The original dd reached near peak throughput ( 93.4 MB/s ) at a block size of 128 KB. I believe this is due in part to that being the stripe width of the array, so smaller block sizes did not keep both drives operating full time. In contrast all of the aio trials reached peak throughput of 97.x MB/s with a block size of only 32 KB, and at the smallest block size of 16 KB, the aio(16) trial managed more than 20% higher throughput than the non aio dd ( 72.1 vs 59.7 MB/s ), and did so using 1/7th the cpu time.

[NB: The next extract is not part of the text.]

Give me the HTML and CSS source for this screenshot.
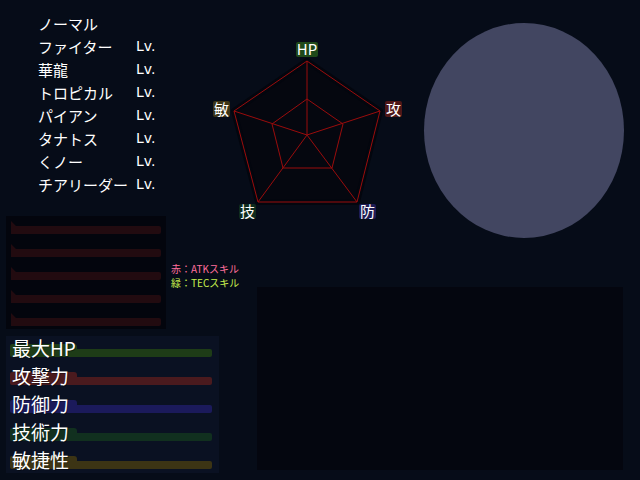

To show the difference O_DIRECT makes, at 128 KB block size the original dd with O_DIRECT managed 93.4 MB/s using 0.906 seconds of CPU time. Without O_DIRECT, the original dd only sustains 82.6 MB/s and uses a whopping 2.912 seconds of cpu time, or more than triple the time without O_DIRECT, and 13x more cpu time than the aio(4) test at that block size!

Kenny Simpson wrote:
--- Phillip Susi <[email protected]> wrote:

I actually hacked up dd to use async IO ( via io_submit ) in conjunction with O_DIRECT and it did noticeably improve ( ~10% ish ) both throughput and cpu utilization. I have an OO.o spreadsheet showing the results of some simple benchmarking with various parameters I did at home, which I will post later this evening. Of course, dd is a simplistic case of sequential IO. If you have something like a big database that needs to concurrently handle dozens or hundreds of random IO requests at once, O_DIRECT async IO is definitely going to be a clear winner.


The part I am writing looks like a transaction log writer:
  Lots of sequential small-ish writes (call each quanta a transaction)
  Must be written to stable storage
  Must know when the writes are completed
  The data is only read back for recovery processing

  In the past, the way I found to have worked best is to have a dedicated thread pulling
transactions off a queue and doing the blocking syncronous writes either by write(v)/fsync or
write(v) on a file opened with O_SYNC | O_DIRECT.  Once the fsync returned, the thread would
signal completion and grab the next batch to start writing.
  This works very well and can easily max out any real device's bandwidth, but incurs more latency
than should be absolutely needed due to the extra context switching from the completion
signalling.

  I am hoping AIO can be used to reduce the latency, but was a bit discouraged after reading the
IBM paper.

  I am looking forward to your post reguarding dd.